まず書き始めるとは言っても、何か本を探してそれを読まなくては書けない、という人がいるかもしれない。また、材料がなくては書けないではないか、という人があるかもしれない。しかし、そんなことはない。あなたの頭の中が空っぽでない限り、書くことはできる。そして、資料やデータが足りないと思ったら、それを読みながら書くのである。つまり、書くために読む。これが、一番よい読み方であり、批判的な読みができる。ただ、漠然とした目的のために、あるいはほとんど目的なしに本を読むと、内容はほとんど頭には残らないことをたいていの人は経験しているだろう(娯楽のための読書はこれでいいのだが)。鷲田は不十分な状態でこそ書き始めるべきだと、次のように言う。

材料が少々、あるいは、だいぶ足りないなと思っても、とにかく書き始めるのがいいのだ。書き始めの時期は、締め切りの時期によって自ずと決定される。/こういうのは乱暴ではないのかという人は、書くことの意味がまだ少しもわかっていない。あるいは、ことをなすということの意味を知らないのである。/結婚するとき、相手を全部完璧に知って、はじめて決断するだろうか。そんなことはない。この人ならという核心めいたものがわずかであれば、(それにすがるような気持ちで)決心するのである。書き始めるのも同じで、レジメができれば書き始めたほうがいい。(p.103)

また、ベッカーとリチャーズも次のように断言する。

資料なしで草稿を書くことは、これから議論したいことを明確にしてくれますし、どんな資料を手に入れるべきかを明らかにしてくれるのです。このようにして、書くことが、あなたの研究計画を作り出してくれるのです。(p.48)

頭に浮かぶことをなんでも書く

書きながら、事実を知りたい、データを知りたい、と思えば、本や図書館の世話になっていいわけだが、あまり早い段階で、本からの知識を頼るよりも、できるだけ自分の力で、とにかく頭に浮かぶことをなんでも書くようにしたほうがいい。ベッカーとリチャーズは次のように言っている。

アウトライン、ノート、資料、本、そして他のどんな助けをも参照することなしに、頭に浮かぶことをなんでも、できるだけ早くタイプして、書くということです。こうすることの目的は、あなたが何を言いたいのか、そのトピックあるいはプロジェクトに関するあなたのこれまでの仕事全てで、すでにあなたが信じるようになっていることは何なのかを見つけ出すということにあるのです。(p.110)

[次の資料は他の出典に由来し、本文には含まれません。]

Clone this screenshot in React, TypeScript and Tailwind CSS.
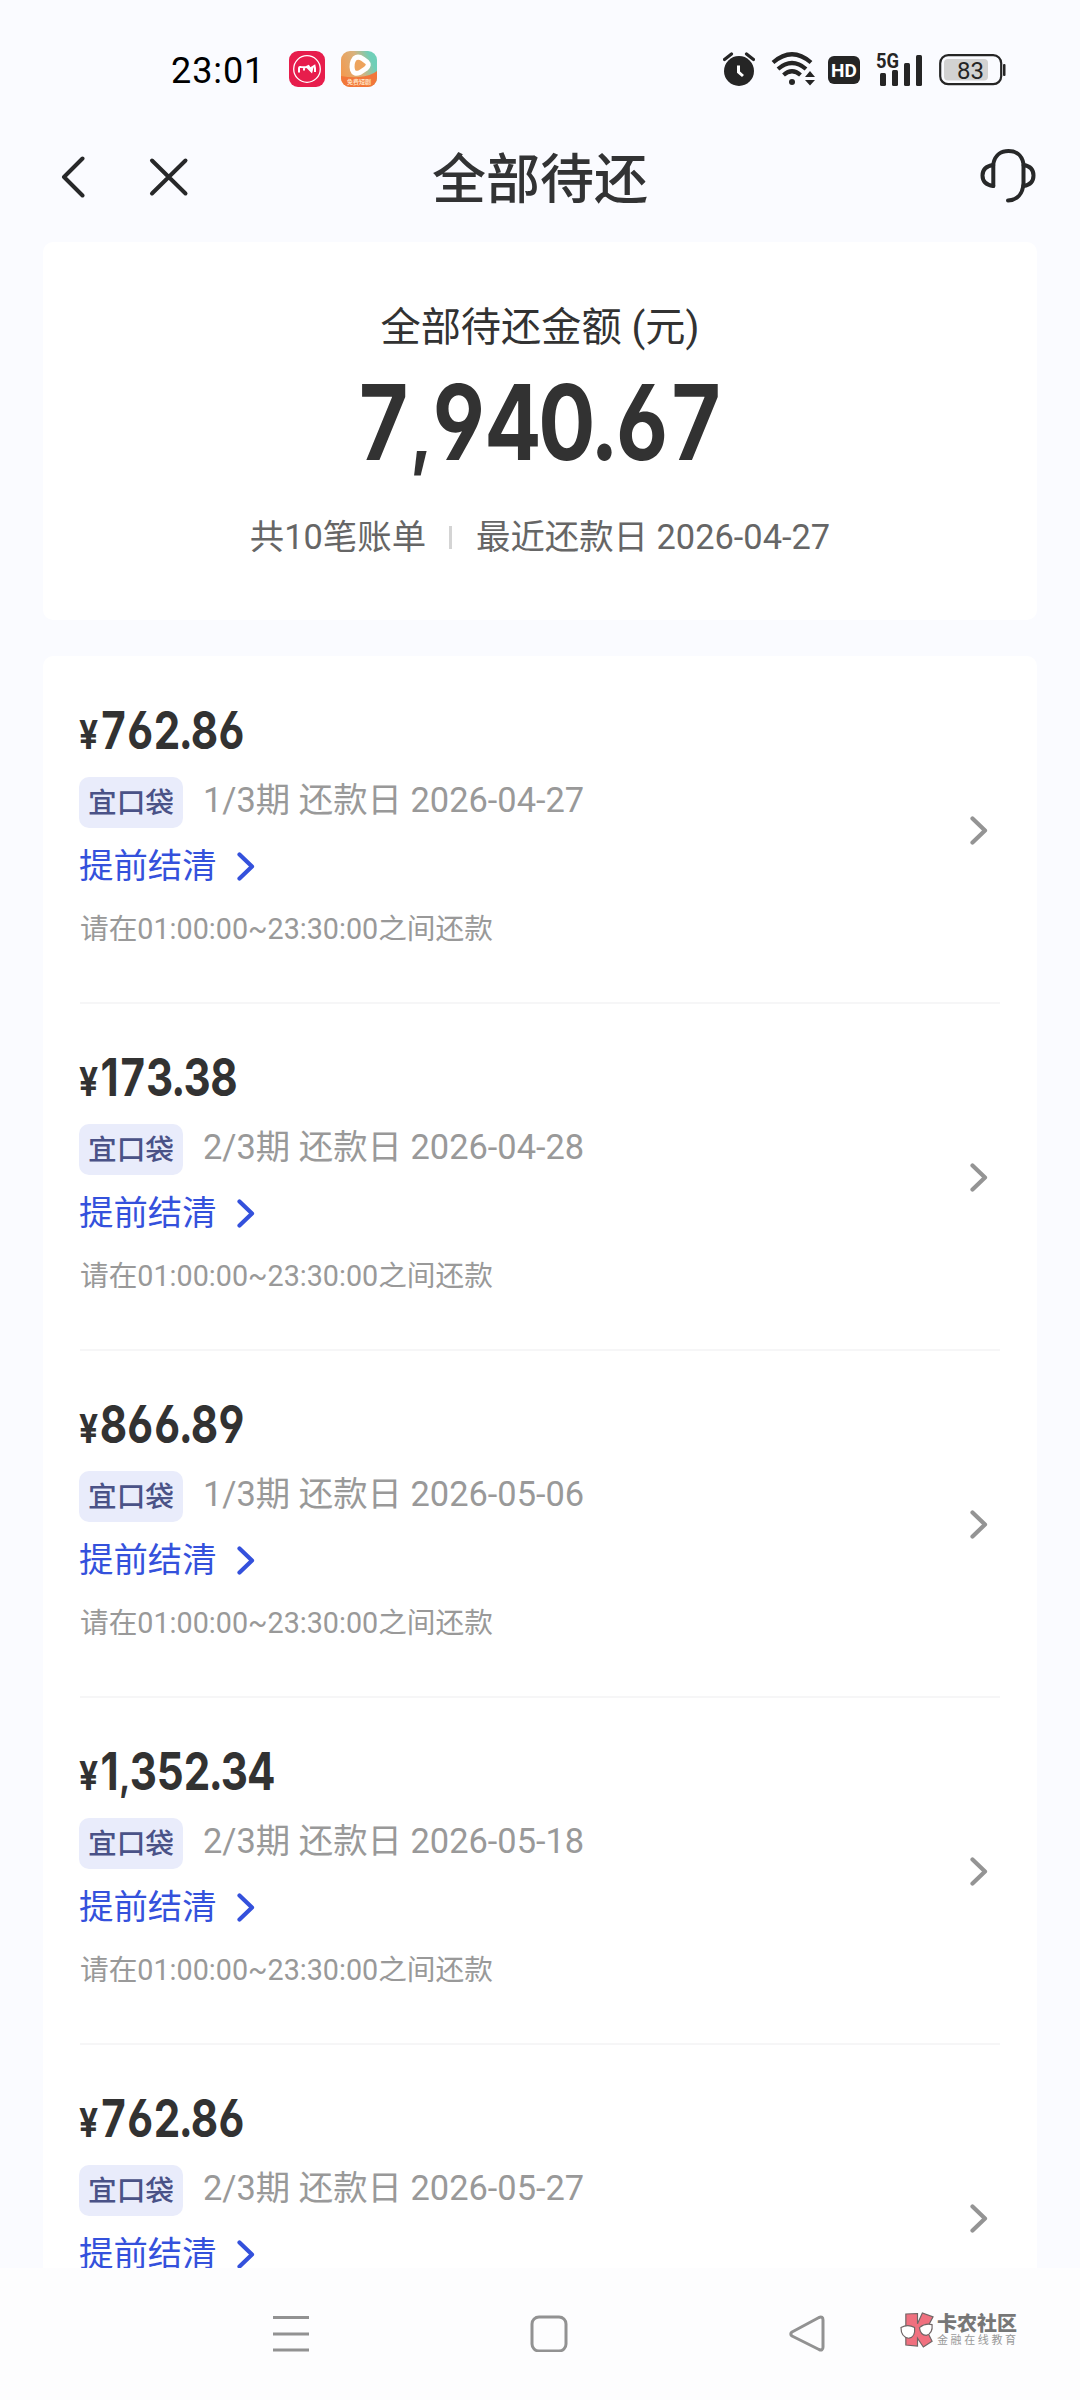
import { clsx } from "clsx";

const bills = [
  { amount: "762.86", term: "1/3期", date: "2026-04-27" },
  { amount: "173.38", term: "2/3期", date: "2026-04-28" },
  { amount: "866.89", term: "1/3期", date: "2026-05-06" },
  { amount: "1,352.34", term: "2/3期", date: "2026-05-18" },
  { amount: "762.86", term: "2/3期", date: "2026-05-27" },
];

function Chevron({ className }: { className?: string }) {
  return (
    <svg viewBox="0 0 18 29" fill="none" stroke="currentColor" strokeWidth="4.2" strokeLinecap="round" strokeLinejoin="round" className={clsx("h-[29px] w-[18px] shrink-0", className)}>
      <path d="M2.5 2.5 L15 14.5 L2.5 26.5" />
    </svg>
  );
}

// cell width of one character, "1" and punctuation are narrower
function cellClass(char: string) {
  if (char === ",") return "w-[0.32em] text-[0.78em]";
  if (char === ".") return "w-[0.25em]";
  if (char === "1") return "w-[0.46em]";
  return "w-[0.6375em]";
}

function AmountText({ text, className }: { text: string; className?: string }) {
  return (
    <span className={clsx("inline-flex items-baseline whitespace-nowrap font-['Inter',sans-serif] font-bold text-[#323232] [font-feature-settings:'cv03','cv04']", className)}>
      {text.split("").map((char, i) => (
        <span key={i} className={clsx("flex justify-center", cellClass(char))}>
          {char}
        </span>
      ))}
    </span>
  );
}

function StatusBar() {
  return (
    <div className="flex h-[138px] items-center pl-[171px] pr-[73px] text-[#222]">
      <span className="mt-[3px] w-[118px] font-['Roboto',sans-serif] text-[36px] leading-none tracking-[0.9px] text-black">23:01</span>
      <svg viewBox="0 0 36 36" className="size-9">
        <rect width="36" height="36" rx="9" fill="#e71d4c" />
        <circle cx="18" cy="18" r="13.3" fill="none" stroke="#fff" strokeWidth="1.3" />
        <path d="M10 21.5 V17.5 Q10 15.5 12 16 L17 16.2 L19.5 15 L21 17.5 L25.5 14.8 L26 17 V21 M15 16.5 V19.5 M18.5 16.5 L22.5 20.5 L23.5 16.5" fill="none" stroke="#fff" strokeWidth="2" />
      </svg>
      <svg viewBox="0 0 36 36" className="ml-4 size-9">
        <defs>
          <linearGradient id="app" x1="0" y1="0.6" x2="1" y2="0.2">
            <stop offset="0" stopColor="#f39a4f" />
            <stop offset="0.5" stopColor="#d9b27d" />
            <stop offset="0.85" stopColor="#6fcfb8" />
          </linearGradient>
          <clipPath id="appClip"><rect width="36" height="36" rx="9" /></clipPath>
        </defs>
        <g clipPath="url(#appClip)">
          <rect width="36" height="36" fill="url(#app)" />
          <path d="M0 25 Q10 27 18 26 Q30 25 36 20 V36 H0 Z" fill="#f2773a" />
        </g>
        <path d="M13.5 7.5 Q17 4.5 22 8 L26 11 Q29 14 25 17.5 L19 21.5 Q13 24 11.5 19 Q10 12 13.5 7.5 Z" fill="#eda45d" stroke="#fff" strokeWidth="5" strokeLinejoin="round" />
        <text x="18" y="33" fontSize="6" fontWeight="700" textAnchor="middle" fill="#ffe0c0" fontFamily="Noto Sans CJK SC, sans-serif">免费短剧</text>
      </svg>

      <div className="ml-auto flex items-center">
        <svg viewBox="0 0 32 34" className="-ml-px mr-px h-[34px] w-8">
          <circle cx="16" cy="19" r="15" fill="#252525" />
          <path d="M1.5 7.5 L8.5 2 M23.5 2 L30.5 7.5" stroke="#252525" strokeWidth="3.2" strokeLinecap="round" />
          <path d="M15.5 13.5 V20 L20 24" stroke="#fff" strokeWidth="3" fill="none" />
        </svg>
        <svg viewBox="0 0 46 34" className="ml-[15px] h-[34px] w-[46px]" fill="none" stroke="#252525" strokeWidth="4.2">
          <path d="M2 10.5 Q21 -6 40 10.5" />
          <path d="M7 17 Q21 5 35 17" />
          <path d="M12.5 23 Q21 15.5 29.5 23" />
          <circle cx="21" cy="30" r="3" fill="#252525" stroke="none" />
          <path d="M34 25 L39 19 L44 25 Z M34 28 L39 33.5 L44 28 Z" fill="#252525" stroke="none" />
        </svg>
        <span className="ml-[11px] mt-[2px] flex h-7 w-8 items-center justify-center rounded-[6px] bg-[#252525] font-['Roboto',sans-serif] text-[19px] font-bold leading-none text-white">HD</span>
        <svg viewBox="0 0 48 34" className="ml-4 h-[34px] w-[48px] overflow-visible" fill="#252525">
          <text x="0" y="15.5" fontSize="20" fontWeight="700" textLength="23" lengthAdjust="spacingAndGlyphs" fontFamily="Roboto, sans-serif">5G</text>
          <rect x="4" y="21" width="6" height="13" rx="1.5" />
          <rect x="16" y="18" width="6" height="16" rx="1.5" />
          <rect x="28" y="11" width="6" height="23" rx="1.5" />
          <rect x="40" y="3" width="6" height="31" rx="1.5" />
        </svg>
        <svg viewBox="0 0 68 32" className="ml-[15px] mt-px h-8 w-[68px]">
          <rect x="1.2" y="1.2" width="61" height="29" rx="8" fill="none" stroke="#252525" strokeWidth="2.2" />
          <rect x="5" y="5" width="44" height="21.5" rx="4" fill="#d2d2d2" />
          <rect x="64" y="10" width="2.5" height="12" rx="1" fill="#252525" />
          <text x="31.5" y="24.5" fontSize="24" textAnchor="middle" fill="#252525" fontFamily="Roboto, sans-serif">83</text>
        </svg>
      </div>
    </div>
  );
}

function Header() {
  return (
    <header className="flex h-[104px] items-start justify-between px-[43px]">
      <div className="flex w-[300px] pl-[17px] pt-[18px] text-[#272829]">
        <svg viewBox="0 0 28 44" className="h-11 w-7" fill="none" stroke="currentColor" strokeWidth="4" strokeLinecap="round" strokeLinejoin="round">
          <path d="M22.5 2.5 L4 21 L22.5 39.5" />
        </svg>
        <svg viewBox="0 0 44 44" className="ml-[59px] size-11" fill="none" stroke="currentColor" strokeWidth="4" strokeLinecap="round">
          <path d="M5 4.5 L38.5 37.5 M38.5 4.5 L5 37.5" />
        </svg>
      </div>
      <h1 className="mt-[3px] h-[80px] text-[54px] font-medium leading-[80px] text-[#323334]">全部待还</h1>
      <div className="flex w-[300px] justify-end pr-px pt-[10px]">
        <svg viewBox="0 0 56 56" className="size-14" fill="none" stroke="#272829" strokeWidth="4" strokeLinecap="round" strokeLinejoin="round">
          <path d="M13.3 38 V16 C15 6 22 3 28.5 3 S42 6 43.5 16 V35 C43 46 37 52 28 52.5" />
          <path d="M13.3 17 C6 18 2.5 22 2.5 27.5 C2.5 33 6 37 13.3 38" />
          <path d="M43.5 17 C50 18 53.5 22 53.5 27.5 C53.5 33 50 37 43.5 38" />
        </svg>
      </div>
    </header>
  );
}

function Summary() {
  return (
    <section className="flex h-[378px] flex-col items-center rounded-[10px] bg-white pt-[58px] text-[#323232]">
      <h2 className="text-[40.2px] leading-[56px]">全部待还金额 (元)</h2>
      <div className="mt-4 flex h-[100px] justify-center">
        <AmountText text="7,940.67" className="scale-x-[0.815] text-[104px] leading-[100px]" />
      </div>
      <div className="mt-[40px] flex items-center text-[34.4px] leading-[50px] text-[#666]">
        <span>共10笔账单</span>
        <span className="ml-[23px] mr-6 h-[23px] w-[3px] bg-[#d4d4d4]"></span>
        <span>最近还款日 2026-04-27</span>
      </div>
    </section>
  );
}

function BillRow({ amount, term, date }: { amount: string; term: string; date: string }) {
  return (
    <li className="flex h-[347px] shrink-0 items-center border-b-2 border-[#f6f6f7]">
      <div className="flex h-full flex-1 flex-col items-start pt-[47px]">
        <div className="flex h-[54px] items-baseline">
          <span className="-ml-px w-[21px] origin-left scale-x-[0.84] font-['Inter',sans-serif] text-[40px] font-bold leading-[54px] text-[#323232]">¥</span>
          <AmountText text={amount} className="origin-left scale-x-[0.81] text-[52px] leading-[54px]" />
        </div>
        <div className="-ml-px mt-[19px] flex h-[51px] items-center">
          <span className="flex h-[51px] w-[104px] items-center justify-center rounded-[10px] bg-[#e9ecfb] pt-[2px] text-[28.7px] font-medium text-[#4a5287]">宜口袋</span>
          <span className="-mt-[5px] ml-5 text-[34.4px] leading-[50px] text-[#999]">{term} 还款日 {date}</span>
        </div>
        <div className="-ml-px mt-[12px] flex h-[51px] items-center text-[#3451dc]">
          <span className="text-[34.4px] leading-[50px]">提前结清</span>
          <Chevron className="ml-5 mt-px" />
        </div>
        <p className="mt-[18px] h-10 text-[28.7px] leading-10 text-[#999]">请在01:00:00~23:30:00之间还款</p>
      </div>
      <Chevron className="mr-3 mt-[2px] text-[#949494]" />
    </li>
  );
}

function NavBar() {
  return (
    <footer className="flex h-[132px] bg-[#fdfdfe] pl-[272px] pt-[46px]">
      <svg viewBox="0 0 38 38" className="size-[38px]" stroke="#929292" strokeWidth="3">
        <path d="M1 3.5 H37 M1 20 H37 M1 36 H37" />
      </svg>
      <svg viewBox="0 0 38 38" className="ml-[220px] size-[38px]" fill="none" stroke="#929292" strokeWidth="3">
        <rect x="2" y="3" width="34" height="34" rx="7" />
      </svg>
      <svg viewBox="0 0 38 38" className="ml-[220px] size-[38px]" fill="none" stroke="#929292" strokeWidth="3" strokeLinejoin="round">
        <path d="M4 18 L31 3.5 Q35 2 35 6 V33 Q35 37 31 35.5 L4 22 Q1.5 20 4 18 Z" />
      </svg>
      <div className="ml-[74px] flex items-start">
        <svg viewBox="0 0 36 38" className="-mt-[2px] h-[37px] w-[35px]" stroke="#706566" strokeWidth="1.2">
          <path d="M6 2 L18 1.5 V12 L23 1 L34 5 L27 18 L33 30 L24 36 L18 27 V35 L6 34 Z" fill="#f0707f" />
          <path d="M1 16 Q8 12 15 16 Q16 26 9 27 Q1 26 1 16 Z M20 16 Q26 11 33 13 Q34 22 27 24 Q21 24 20 16 Z" fill="#fff" />
        </svg>
        <div className="-mt-px ml-[2px] text-[#777]">
          <p className="text-[20px] font-black leading-[22px]">卡农社区</p>
          <p className="-mt-px whitespace-nowrap text-[11px] leading-[14px] tracking-[2.6px] text-[#999]">金融在线教育</p>
        </div>
      </div>
    </footer>
  );
}

export default function App() {
  return (
    <div className="flex h-[2400px] w-[1080px] flex-col overflow-hidden bg-[#fafbff] font-['Roboto','Noto_Sans_CJK_SC',sans-serif]">
      <div className="h-[2268px] shrink-0 overflow-hidden">
        <StatusBar />
        <Header />
        <main className="px-[43px]">
          <Summary />
          <ul className="mt-9 flex flex-col rounded-[10px] bg-white px-[37px] pt-px">
            {bills.map((bill) => (
              <BillRow key={bill.date} {...bill} />
            ))}
          </ul>
        </main>
      </div>
      <NavBar />
    </div>
  );
}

この段階で書かれたものは、生まれたばかりの赤ん坊のように、繊細でか弱いものだ。だから、それを友だちや先生に見てもらうことはいいことだとしても、見せる相手は選ぶべきだ。その人の批判精神があまりにも旺盛であると見て取れば、生まれたての文章を見せるのは躊躇したほうがいい。そういう人ではなく、生まれたてのアイデアをどう育てたらいいかということにアドバイスをくれる人を、選んで見せるのがいい。

たくさんのアイデアの中からいいものが見つかる

掃いて捨てるほどの失敗作の中から、いいものができてくる。これはどんな場合でも真実だ。一発勝負の傑作は、絶対にあり得ない。だから、たくさんのアイデアを出し、たくさんの文章を書く。その中からいいものができてくる。たとえ、自分が見ても明らかに失敗だったり、カスだったりしたとしても自殺する必要はないのだ。失敗作を山のように書き、ひとつの傑作をものにすればいいではないか。ベッカーとリチャーズは写真を例に出して、次のように言う。

私は、写真専攻の学生が習うことを、つまり、写真家がすることができる最も重要なことは写真であるということ、そして、数千枚の悪い写真を撮っても、数枚のよい写真を撮る限り、そして、よいものを悪いものから区別できる限り、不名誉なことではないということを学びました。・・・これは、私の文章作成にも伝わっていったのです。頭に浮かぶどんなつまらないことでも書き留めることを、今まで以上に意欲的にするようになりました。というのも、私はいつでも自分が好きでないもの、あるいは、使えないものを取り除くことができるのだということを、写真を撮ることとの類似から知ったからです。(p.197)

当面のテーマを決めたら、それについて書き始めよう。それがテーマについて深く考えるということなのだ。